Data excerpt:

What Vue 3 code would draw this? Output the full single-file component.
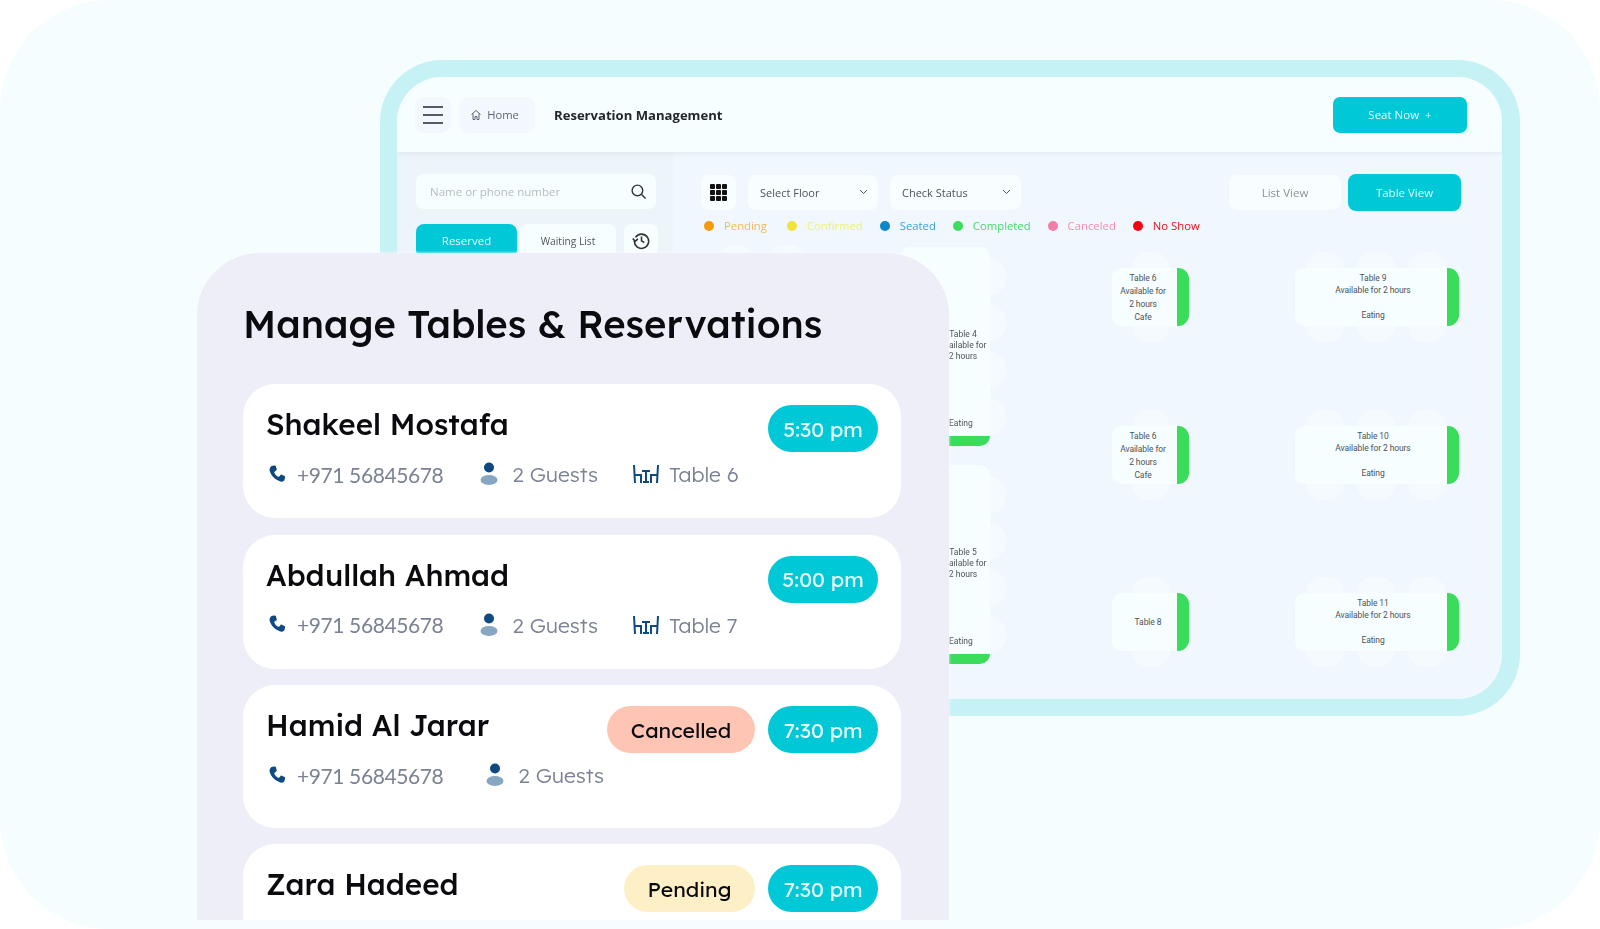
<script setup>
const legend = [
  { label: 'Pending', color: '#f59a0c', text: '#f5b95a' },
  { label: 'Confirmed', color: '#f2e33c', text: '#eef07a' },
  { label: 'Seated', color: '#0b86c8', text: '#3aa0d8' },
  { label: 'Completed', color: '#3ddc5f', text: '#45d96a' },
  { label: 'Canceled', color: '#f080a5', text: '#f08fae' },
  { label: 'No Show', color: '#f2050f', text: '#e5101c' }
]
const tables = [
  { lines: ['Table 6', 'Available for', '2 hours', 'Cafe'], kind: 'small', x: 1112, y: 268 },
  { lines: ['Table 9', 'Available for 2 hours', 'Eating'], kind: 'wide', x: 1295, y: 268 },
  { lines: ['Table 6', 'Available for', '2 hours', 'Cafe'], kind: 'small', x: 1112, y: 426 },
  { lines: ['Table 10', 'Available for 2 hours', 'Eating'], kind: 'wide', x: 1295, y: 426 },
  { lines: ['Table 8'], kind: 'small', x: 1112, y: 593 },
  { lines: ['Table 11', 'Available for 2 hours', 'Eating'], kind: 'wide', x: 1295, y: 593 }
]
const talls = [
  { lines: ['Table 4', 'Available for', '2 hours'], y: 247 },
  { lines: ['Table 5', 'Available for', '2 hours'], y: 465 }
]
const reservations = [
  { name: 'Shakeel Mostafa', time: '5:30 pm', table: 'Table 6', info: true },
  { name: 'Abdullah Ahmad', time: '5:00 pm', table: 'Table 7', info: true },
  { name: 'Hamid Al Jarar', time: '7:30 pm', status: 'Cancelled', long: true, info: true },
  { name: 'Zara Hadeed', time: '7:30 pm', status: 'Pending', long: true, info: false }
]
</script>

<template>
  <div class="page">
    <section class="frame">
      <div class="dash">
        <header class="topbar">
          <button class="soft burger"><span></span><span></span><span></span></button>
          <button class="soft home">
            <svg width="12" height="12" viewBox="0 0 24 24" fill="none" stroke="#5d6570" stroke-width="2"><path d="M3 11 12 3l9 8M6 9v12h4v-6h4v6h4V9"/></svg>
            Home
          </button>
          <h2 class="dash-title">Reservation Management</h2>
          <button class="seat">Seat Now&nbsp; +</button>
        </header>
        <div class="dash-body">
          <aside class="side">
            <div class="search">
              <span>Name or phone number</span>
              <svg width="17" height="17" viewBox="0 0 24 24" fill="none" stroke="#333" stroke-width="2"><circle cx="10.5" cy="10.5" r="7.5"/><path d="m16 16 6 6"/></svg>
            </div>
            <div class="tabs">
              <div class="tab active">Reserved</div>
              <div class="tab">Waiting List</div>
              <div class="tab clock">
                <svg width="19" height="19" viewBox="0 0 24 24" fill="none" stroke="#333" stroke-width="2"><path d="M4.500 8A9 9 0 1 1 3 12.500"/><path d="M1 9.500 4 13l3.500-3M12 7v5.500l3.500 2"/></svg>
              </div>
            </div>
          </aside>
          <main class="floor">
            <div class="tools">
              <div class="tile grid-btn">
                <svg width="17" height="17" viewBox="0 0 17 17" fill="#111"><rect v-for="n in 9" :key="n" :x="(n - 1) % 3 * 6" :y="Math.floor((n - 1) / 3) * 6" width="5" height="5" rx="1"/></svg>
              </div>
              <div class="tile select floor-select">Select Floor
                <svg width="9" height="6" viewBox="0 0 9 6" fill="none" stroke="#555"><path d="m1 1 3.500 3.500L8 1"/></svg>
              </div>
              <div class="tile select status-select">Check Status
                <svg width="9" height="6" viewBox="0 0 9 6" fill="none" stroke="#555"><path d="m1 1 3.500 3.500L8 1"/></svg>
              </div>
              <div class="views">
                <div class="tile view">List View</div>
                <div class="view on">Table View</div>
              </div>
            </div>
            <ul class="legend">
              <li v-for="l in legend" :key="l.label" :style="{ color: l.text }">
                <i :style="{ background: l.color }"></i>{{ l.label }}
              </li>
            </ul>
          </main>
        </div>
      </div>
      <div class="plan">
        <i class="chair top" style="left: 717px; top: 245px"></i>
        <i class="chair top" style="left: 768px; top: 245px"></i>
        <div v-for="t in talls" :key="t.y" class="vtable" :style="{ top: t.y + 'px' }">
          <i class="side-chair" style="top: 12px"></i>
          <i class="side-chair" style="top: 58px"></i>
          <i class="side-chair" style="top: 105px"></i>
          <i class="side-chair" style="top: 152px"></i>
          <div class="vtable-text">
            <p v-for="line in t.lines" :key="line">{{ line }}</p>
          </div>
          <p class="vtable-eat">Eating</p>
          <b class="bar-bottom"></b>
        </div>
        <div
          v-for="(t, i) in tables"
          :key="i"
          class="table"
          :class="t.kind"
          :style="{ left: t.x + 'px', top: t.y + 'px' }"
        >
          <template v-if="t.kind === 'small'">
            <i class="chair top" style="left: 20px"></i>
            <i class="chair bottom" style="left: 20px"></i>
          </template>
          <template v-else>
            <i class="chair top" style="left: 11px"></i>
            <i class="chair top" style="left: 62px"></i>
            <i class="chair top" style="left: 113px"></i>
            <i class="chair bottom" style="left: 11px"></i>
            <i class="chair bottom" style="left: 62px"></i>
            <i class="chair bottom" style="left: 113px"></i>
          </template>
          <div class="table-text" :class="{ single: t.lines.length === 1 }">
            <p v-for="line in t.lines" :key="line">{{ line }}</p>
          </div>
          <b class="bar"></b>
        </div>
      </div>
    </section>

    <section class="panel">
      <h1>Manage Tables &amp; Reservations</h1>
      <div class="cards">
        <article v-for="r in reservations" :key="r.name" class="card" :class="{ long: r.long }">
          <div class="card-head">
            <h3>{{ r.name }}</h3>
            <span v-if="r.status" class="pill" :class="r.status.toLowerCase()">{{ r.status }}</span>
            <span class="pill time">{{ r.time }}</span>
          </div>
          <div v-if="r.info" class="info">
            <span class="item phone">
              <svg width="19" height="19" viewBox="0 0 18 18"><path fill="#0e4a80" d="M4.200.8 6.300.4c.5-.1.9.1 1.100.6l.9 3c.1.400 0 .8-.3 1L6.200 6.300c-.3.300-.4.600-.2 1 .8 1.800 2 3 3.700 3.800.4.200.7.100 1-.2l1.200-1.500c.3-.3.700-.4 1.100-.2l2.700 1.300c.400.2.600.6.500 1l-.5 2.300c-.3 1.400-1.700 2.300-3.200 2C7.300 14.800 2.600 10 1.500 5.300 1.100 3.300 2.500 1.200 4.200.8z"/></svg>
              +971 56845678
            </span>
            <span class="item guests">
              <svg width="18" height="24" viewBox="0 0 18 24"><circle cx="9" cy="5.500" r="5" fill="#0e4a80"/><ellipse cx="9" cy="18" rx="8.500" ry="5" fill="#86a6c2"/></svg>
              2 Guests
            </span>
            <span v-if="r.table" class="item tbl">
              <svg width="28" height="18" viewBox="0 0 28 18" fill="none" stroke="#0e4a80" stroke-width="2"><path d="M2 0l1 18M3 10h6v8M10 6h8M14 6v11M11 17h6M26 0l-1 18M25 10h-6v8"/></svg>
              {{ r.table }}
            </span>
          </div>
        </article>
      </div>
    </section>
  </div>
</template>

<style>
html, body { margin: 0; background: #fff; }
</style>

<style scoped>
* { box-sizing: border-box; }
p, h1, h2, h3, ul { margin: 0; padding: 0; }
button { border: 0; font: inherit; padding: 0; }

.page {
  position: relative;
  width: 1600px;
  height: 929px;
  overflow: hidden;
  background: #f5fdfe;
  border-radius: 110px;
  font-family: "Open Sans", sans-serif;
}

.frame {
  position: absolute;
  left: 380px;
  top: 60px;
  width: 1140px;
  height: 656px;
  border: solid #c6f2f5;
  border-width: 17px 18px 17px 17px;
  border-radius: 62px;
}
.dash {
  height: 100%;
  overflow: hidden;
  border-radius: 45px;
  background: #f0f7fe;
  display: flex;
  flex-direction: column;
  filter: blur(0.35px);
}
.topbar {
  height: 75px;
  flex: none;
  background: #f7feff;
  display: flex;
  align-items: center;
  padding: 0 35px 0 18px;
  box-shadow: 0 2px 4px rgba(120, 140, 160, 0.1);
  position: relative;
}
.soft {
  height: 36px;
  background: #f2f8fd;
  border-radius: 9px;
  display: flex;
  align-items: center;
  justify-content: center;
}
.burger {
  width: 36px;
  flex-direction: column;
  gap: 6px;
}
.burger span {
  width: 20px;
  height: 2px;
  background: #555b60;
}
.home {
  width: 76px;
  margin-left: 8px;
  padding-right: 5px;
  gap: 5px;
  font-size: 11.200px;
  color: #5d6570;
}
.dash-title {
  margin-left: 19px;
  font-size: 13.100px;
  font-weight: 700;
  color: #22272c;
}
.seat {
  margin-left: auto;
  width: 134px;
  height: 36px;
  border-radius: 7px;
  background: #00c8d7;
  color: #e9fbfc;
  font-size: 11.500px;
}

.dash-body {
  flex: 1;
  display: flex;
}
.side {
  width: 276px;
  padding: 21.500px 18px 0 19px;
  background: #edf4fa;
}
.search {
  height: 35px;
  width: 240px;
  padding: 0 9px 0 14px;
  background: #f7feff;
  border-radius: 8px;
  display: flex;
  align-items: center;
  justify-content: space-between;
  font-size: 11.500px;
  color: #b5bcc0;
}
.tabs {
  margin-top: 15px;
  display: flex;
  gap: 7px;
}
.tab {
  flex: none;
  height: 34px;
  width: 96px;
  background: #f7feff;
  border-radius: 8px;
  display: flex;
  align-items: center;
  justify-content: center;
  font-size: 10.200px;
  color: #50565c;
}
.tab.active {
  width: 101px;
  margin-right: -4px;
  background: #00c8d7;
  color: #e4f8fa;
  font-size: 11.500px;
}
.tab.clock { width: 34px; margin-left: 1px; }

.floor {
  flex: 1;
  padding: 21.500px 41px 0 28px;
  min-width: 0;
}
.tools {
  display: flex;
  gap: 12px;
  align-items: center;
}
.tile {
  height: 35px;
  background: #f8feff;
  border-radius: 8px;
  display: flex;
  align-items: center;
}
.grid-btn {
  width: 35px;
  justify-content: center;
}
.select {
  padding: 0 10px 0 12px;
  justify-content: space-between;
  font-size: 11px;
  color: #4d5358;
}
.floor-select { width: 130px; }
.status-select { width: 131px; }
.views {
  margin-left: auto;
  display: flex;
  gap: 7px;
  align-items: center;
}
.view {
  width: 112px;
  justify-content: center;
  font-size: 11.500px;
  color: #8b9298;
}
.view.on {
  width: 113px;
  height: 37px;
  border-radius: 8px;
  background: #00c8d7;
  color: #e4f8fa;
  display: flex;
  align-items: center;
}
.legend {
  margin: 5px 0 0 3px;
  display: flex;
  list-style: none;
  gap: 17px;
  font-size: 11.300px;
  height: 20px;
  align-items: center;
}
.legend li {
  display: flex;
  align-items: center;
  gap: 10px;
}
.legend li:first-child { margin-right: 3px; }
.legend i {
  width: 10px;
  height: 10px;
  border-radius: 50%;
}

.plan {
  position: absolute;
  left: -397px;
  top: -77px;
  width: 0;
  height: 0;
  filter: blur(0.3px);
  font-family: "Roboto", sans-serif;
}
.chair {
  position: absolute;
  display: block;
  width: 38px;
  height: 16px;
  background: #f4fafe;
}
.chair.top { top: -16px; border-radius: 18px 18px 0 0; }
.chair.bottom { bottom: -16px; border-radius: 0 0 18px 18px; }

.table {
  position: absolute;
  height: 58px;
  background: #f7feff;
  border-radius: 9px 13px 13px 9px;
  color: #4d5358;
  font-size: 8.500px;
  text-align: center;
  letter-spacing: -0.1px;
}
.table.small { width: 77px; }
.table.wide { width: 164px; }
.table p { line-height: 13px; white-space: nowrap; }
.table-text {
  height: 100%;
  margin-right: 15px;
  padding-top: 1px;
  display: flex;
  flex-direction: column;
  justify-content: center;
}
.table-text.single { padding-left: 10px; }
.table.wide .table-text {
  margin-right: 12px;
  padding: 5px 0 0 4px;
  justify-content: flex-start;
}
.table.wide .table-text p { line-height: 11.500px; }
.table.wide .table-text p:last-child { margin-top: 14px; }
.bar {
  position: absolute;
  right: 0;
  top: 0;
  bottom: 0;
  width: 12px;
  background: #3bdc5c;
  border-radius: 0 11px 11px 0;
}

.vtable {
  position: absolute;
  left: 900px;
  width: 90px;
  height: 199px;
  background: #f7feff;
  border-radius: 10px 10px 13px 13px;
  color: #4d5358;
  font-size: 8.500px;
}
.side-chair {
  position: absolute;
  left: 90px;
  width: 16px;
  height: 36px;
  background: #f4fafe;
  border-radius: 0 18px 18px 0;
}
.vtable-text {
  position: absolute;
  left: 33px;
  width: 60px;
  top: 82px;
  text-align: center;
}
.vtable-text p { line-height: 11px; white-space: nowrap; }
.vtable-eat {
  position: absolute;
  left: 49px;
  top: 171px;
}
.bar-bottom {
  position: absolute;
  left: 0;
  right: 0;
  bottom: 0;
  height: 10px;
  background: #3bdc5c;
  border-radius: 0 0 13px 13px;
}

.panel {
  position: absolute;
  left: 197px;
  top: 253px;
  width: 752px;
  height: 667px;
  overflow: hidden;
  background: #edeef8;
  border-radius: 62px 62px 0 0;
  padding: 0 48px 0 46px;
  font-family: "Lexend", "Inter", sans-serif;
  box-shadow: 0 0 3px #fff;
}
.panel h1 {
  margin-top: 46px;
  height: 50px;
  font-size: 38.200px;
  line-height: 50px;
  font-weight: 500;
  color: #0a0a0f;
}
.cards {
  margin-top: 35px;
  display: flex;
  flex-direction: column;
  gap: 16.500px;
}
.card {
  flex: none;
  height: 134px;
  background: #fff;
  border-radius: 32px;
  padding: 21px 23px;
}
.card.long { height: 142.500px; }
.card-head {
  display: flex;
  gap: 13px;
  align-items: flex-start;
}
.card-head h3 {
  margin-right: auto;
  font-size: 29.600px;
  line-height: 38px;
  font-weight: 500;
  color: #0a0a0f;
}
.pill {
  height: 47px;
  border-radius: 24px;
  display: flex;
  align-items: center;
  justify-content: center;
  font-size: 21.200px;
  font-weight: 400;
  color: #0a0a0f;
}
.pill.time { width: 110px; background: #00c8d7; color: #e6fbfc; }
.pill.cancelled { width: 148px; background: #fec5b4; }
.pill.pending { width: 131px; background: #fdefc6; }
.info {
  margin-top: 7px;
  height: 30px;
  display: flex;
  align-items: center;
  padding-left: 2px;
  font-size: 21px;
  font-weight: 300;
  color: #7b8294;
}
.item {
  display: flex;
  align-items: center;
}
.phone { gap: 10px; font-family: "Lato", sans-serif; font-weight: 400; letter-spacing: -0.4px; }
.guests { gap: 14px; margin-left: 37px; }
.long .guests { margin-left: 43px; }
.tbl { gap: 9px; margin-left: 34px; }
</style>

Required work: Gather each line in the data that holds the string "single".

Solution for this exercise:
What Vue 3 code would draw this? Output the full single-file component.
          <div class="table-text" :class="{ single: t.lines.length === 1 }">
.table-text.single { padding-left: 10px; }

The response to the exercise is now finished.